In the entries below, repeat only the lines between those holding "Generate a single-file" and "125, bottom: 462", inclusive. Leave pictures out.

-- Begin Supplied material --

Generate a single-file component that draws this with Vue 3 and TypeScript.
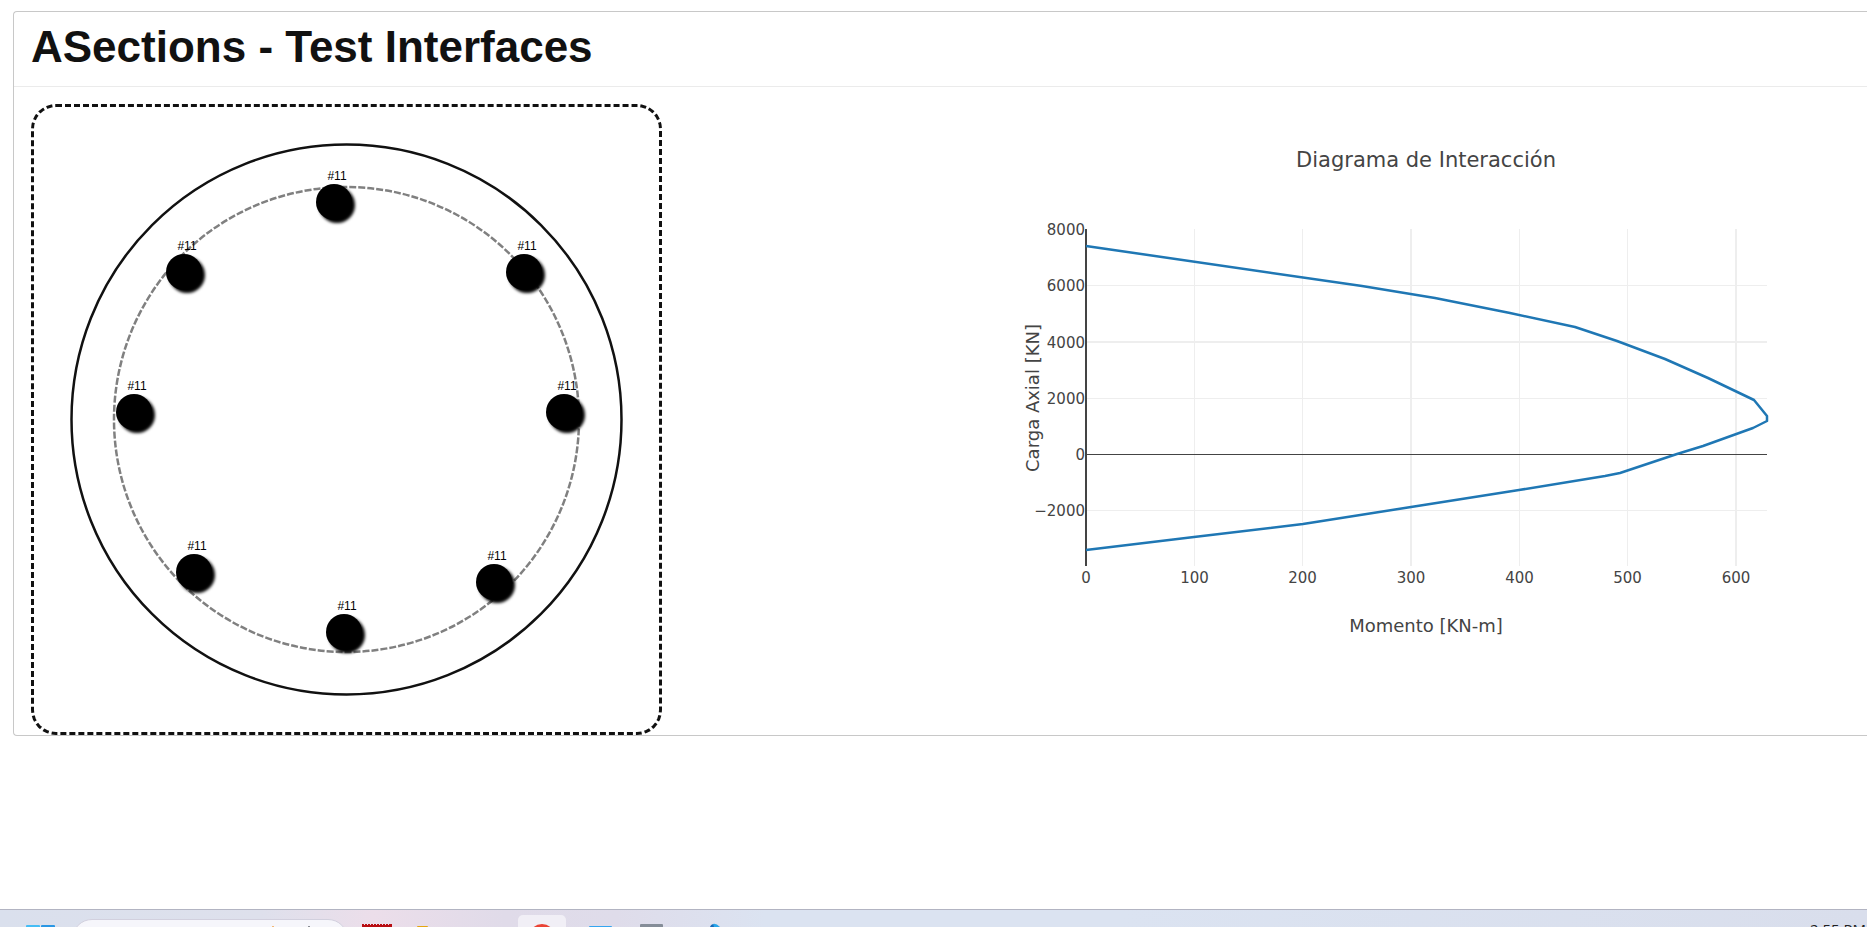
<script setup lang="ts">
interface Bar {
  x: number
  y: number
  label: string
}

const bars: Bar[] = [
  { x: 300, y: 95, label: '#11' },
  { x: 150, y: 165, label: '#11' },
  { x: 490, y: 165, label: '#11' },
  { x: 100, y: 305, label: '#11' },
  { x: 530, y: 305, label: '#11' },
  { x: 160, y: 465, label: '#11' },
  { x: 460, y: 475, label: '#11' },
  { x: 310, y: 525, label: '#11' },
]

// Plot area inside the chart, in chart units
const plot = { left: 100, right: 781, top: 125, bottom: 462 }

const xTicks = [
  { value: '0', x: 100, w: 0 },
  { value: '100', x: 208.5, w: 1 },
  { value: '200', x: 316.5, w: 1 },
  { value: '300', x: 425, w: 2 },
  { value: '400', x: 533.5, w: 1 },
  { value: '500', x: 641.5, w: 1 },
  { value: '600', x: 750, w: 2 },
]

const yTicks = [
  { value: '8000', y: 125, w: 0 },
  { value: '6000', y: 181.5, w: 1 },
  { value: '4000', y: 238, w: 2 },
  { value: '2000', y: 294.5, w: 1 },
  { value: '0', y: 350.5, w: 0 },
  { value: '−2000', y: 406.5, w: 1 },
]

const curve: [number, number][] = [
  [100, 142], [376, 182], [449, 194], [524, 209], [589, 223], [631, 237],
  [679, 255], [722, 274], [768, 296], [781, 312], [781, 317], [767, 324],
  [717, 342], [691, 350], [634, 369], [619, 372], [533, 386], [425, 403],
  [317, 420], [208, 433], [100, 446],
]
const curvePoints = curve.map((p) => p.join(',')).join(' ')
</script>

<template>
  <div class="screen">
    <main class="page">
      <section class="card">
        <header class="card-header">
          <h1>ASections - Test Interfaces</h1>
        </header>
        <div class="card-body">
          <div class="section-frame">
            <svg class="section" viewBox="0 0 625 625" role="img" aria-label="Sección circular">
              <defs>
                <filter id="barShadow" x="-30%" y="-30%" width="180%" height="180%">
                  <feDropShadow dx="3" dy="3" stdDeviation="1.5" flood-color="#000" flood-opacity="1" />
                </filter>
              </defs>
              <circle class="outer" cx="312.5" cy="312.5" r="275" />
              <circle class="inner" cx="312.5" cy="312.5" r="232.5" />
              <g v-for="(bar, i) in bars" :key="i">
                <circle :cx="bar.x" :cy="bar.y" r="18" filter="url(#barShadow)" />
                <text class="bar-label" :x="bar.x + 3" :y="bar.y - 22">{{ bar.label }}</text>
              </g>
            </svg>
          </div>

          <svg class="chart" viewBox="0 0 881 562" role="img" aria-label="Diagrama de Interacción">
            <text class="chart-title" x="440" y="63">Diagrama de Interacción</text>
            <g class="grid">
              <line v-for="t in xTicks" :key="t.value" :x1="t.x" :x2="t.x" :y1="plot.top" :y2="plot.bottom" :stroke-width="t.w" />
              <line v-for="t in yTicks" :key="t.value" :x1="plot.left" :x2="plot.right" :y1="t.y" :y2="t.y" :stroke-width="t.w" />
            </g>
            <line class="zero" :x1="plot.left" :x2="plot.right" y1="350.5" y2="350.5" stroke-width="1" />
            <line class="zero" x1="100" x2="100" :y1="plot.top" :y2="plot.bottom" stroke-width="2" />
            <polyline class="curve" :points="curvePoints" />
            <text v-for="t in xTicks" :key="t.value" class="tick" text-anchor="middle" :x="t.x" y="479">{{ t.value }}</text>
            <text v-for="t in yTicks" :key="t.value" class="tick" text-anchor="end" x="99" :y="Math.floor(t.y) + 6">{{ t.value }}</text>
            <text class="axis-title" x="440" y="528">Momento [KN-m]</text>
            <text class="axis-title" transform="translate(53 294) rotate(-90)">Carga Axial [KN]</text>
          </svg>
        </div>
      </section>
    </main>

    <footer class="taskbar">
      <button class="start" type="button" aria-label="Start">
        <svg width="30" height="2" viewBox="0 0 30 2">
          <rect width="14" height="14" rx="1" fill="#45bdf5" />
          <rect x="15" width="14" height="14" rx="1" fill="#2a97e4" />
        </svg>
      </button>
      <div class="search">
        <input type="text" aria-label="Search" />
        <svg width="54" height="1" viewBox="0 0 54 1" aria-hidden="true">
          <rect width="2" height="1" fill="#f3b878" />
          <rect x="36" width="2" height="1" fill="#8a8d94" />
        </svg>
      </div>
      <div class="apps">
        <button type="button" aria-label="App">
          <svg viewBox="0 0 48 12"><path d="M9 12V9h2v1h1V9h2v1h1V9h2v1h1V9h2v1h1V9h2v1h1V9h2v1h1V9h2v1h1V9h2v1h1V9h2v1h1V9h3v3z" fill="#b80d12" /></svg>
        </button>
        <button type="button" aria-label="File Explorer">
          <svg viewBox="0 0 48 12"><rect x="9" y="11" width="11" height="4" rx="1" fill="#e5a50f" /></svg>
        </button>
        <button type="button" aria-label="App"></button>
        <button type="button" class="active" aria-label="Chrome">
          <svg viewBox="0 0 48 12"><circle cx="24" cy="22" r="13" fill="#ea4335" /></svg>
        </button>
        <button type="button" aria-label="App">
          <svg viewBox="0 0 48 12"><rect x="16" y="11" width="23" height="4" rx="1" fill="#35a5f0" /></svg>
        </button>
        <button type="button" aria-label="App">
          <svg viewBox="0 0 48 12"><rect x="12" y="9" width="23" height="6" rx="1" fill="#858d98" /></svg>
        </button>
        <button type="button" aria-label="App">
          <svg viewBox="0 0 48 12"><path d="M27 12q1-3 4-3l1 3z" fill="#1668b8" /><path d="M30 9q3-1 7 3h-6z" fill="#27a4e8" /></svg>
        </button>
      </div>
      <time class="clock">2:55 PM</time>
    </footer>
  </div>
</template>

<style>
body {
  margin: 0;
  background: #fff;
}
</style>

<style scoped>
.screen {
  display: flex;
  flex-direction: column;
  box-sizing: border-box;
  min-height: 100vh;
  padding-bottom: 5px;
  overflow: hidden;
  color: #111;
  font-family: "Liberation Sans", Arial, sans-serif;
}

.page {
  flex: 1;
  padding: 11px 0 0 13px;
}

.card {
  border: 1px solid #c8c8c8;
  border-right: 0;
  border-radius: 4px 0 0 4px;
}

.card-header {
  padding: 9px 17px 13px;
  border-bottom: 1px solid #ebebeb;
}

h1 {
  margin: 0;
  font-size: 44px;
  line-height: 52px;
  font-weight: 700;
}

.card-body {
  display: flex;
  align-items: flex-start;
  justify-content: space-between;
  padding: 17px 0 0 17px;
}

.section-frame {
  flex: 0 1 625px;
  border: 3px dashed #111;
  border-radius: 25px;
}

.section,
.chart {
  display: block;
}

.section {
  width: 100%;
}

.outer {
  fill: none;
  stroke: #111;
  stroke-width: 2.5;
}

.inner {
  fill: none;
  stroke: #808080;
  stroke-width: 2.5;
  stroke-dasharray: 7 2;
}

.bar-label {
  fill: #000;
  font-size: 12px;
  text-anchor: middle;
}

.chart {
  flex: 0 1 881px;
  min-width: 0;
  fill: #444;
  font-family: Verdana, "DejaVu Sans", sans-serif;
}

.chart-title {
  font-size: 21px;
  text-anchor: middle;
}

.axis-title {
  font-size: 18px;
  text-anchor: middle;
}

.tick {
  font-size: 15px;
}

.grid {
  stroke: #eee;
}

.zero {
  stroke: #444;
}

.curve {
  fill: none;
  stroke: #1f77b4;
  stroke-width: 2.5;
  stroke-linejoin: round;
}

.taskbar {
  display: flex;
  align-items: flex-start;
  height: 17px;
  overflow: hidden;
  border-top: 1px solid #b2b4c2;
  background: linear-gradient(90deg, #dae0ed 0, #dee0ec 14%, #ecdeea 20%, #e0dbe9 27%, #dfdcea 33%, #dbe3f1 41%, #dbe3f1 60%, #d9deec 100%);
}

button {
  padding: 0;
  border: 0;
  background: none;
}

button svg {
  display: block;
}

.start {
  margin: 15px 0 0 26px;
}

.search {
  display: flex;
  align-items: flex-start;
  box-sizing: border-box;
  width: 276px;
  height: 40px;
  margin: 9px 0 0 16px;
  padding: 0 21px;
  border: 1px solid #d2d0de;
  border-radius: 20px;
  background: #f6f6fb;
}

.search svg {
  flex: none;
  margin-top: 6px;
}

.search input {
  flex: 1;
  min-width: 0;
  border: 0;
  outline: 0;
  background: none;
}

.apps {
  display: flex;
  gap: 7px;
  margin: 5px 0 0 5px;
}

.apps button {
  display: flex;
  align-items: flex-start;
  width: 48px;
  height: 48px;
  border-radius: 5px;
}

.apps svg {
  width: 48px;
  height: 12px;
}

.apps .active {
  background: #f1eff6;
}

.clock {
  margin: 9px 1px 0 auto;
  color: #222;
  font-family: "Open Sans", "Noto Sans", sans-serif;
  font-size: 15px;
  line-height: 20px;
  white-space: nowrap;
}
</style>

-- End Supplied material --
-- Begin Supplied material --

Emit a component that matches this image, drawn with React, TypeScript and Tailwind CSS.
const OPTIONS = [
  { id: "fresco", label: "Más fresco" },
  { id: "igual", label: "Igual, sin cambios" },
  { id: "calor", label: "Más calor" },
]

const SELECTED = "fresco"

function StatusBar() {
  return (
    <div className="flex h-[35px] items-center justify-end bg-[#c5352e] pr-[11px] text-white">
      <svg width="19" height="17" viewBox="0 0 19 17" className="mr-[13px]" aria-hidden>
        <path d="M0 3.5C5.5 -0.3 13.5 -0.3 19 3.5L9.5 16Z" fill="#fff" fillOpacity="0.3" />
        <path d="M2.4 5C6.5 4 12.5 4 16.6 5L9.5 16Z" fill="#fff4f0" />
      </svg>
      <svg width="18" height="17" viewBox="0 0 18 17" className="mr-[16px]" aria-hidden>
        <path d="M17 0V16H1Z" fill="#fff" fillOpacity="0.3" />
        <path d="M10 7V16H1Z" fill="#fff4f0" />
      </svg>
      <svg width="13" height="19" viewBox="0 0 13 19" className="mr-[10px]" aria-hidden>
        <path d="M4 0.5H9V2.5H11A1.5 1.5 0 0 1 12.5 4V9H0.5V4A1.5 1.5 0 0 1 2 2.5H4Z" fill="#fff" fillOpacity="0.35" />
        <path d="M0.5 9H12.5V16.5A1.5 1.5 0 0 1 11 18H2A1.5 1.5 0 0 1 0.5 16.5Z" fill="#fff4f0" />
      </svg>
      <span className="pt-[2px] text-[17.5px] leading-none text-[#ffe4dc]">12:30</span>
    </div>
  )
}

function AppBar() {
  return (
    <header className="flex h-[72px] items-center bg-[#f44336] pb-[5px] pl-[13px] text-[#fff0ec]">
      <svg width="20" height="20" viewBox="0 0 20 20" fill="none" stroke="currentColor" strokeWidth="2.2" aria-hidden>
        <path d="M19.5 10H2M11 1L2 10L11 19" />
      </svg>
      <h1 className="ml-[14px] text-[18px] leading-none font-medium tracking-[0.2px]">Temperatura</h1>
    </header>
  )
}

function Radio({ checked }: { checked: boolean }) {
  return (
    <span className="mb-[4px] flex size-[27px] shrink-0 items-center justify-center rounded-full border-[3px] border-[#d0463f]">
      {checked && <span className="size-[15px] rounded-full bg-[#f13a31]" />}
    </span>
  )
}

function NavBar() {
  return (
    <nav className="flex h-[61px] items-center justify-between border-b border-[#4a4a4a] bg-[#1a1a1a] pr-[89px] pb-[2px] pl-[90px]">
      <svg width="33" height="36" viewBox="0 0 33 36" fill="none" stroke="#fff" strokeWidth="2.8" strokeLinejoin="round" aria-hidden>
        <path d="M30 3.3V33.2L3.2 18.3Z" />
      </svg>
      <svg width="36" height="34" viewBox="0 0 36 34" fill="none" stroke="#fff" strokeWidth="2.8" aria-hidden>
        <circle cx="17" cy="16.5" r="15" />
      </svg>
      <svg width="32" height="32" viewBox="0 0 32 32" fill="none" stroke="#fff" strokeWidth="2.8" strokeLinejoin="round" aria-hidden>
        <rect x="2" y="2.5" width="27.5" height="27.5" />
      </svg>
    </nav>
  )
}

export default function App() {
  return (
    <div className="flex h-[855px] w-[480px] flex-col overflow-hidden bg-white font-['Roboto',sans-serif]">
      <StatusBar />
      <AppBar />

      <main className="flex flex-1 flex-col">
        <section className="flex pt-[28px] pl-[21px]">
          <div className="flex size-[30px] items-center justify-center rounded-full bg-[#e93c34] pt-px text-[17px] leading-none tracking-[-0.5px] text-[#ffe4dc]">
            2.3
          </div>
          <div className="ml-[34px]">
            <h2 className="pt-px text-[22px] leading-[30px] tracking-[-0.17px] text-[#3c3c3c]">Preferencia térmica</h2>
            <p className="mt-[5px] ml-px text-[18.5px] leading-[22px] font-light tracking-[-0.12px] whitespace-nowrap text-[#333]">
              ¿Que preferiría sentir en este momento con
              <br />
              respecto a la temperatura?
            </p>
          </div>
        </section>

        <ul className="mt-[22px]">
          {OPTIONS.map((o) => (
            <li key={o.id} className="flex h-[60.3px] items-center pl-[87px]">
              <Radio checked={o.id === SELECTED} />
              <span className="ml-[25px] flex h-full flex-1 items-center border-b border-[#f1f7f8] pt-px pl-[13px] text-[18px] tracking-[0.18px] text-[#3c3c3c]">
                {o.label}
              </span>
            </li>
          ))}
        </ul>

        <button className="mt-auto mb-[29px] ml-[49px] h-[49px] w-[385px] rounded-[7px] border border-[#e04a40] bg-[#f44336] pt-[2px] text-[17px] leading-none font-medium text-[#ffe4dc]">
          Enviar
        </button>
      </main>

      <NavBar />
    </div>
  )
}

-- End Supplied material --
-- Begin Supplied material --

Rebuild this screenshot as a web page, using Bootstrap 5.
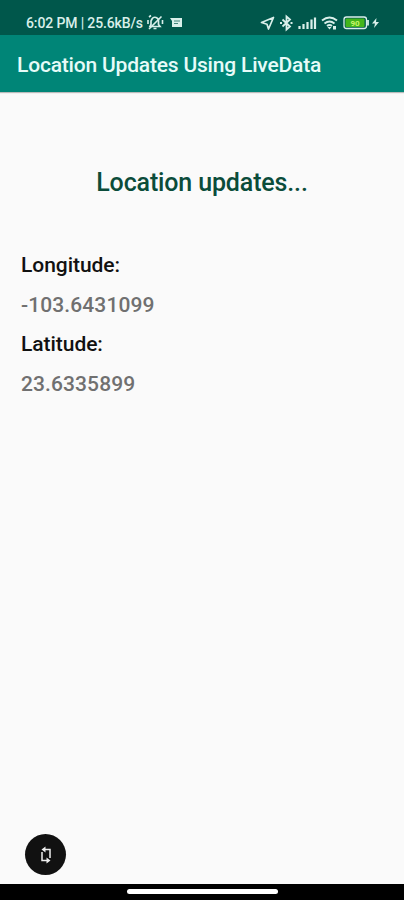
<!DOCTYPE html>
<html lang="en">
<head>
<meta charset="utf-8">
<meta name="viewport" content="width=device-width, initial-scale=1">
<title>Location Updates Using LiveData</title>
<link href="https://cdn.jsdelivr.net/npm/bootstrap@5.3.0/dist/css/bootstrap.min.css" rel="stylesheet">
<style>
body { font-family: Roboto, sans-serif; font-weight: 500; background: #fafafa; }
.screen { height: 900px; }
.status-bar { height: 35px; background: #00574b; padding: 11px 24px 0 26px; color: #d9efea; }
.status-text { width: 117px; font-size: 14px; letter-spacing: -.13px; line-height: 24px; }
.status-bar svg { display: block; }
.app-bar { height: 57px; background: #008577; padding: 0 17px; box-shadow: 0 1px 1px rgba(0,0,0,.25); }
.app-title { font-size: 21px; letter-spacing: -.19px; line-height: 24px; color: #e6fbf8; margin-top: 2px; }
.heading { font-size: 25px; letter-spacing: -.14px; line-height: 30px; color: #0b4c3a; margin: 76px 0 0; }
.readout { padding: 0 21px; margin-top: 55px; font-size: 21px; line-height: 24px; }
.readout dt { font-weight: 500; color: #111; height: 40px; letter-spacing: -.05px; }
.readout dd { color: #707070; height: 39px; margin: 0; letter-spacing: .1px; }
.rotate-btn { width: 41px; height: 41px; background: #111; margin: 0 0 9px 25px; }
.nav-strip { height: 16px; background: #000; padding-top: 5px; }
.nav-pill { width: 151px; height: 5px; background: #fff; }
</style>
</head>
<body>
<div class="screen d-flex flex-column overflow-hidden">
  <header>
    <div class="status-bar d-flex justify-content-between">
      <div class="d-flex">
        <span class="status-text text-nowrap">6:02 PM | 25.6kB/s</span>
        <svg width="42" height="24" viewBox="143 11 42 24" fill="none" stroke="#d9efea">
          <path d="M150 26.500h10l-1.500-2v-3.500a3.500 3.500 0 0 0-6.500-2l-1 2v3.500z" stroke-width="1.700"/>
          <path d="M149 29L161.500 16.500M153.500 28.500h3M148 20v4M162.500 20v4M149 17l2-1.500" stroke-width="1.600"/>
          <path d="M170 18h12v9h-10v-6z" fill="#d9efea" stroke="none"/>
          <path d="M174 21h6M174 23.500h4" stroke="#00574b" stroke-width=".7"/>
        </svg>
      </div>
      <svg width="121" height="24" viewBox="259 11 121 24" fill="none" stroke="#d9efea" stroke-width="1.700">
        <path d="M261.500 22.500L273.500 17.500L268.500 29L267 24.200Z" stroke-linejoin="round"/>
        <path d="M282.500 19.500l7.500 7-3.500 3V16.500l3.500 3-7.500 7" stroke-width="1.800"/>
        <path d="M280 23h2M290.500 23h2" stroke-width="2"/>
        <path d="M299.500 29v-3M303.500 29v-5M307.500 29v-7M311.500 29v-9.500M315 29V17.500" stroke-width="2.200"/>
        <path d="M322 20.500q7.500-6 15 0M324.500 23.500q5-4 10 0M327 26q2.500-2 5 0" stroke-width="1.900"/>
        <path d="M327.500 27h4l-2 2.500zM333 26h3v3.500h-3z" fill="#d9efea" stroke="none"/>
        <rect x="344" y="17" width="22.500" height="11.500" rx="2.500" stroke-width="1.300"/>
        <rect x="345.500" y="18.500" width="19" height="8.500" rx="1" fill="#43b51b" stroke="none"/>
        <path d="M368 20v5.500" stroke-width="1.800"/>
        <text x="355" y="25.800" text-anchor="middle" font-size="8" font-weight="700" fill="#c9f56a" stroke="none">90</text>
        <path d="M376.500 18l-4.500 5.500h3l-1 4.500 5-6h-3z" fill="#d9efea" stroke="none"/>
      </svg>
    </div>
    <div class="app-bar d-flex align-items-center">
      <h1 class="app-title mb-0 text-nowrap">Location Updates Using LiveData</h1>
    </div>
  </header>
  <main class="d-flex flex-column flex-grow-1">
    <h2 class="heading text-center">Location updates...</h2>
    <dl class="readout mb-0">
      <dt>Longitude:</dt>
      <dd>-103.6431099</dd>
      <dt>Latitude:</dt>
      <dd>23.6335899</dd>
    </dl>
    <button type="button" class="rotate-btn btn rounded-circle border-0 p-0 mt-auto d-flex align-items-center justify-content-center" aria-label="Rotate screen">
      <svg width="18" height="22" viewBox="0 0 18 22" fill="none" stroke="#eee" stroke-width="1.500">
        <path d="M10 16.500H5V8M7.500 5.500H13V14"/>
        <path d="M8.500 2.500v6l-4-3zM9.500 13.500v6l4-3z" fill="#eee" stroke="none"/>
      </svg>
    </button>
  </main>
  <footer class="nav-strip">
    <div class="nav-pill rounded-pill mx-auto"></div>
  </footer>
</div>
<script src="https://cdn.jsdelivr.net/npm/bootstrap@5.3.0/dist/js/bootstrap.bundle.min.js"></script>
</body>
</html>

-- End Supplied material --

> Result for this exercise:
Generate a single-file component that draws this with Vue 3 and TypeScript.
<script setup lang="ts">
interface Bar {
  x: number
  y: number
  label: string
}

const bars: Bar[] = [
  { x: 300, y: 95, label: '#11' },
  { x: 150, y: 165, label: '#11' },
  { x: 490, y: 165, label: '#11' },
  { x: 100, y: 305, label: '#11' },
  { x: 530, y: 305, label: '#11' },
  { x: 160, y: 465, label: '#11' },
  { x: 460, y: 475, label: '#11' },
  { x: 310, y: 525, label: '#11' },
]

// Plot area inside the chart, in chart units
const plot = { left: 100, right: 781, top: 125, bottom: 462 }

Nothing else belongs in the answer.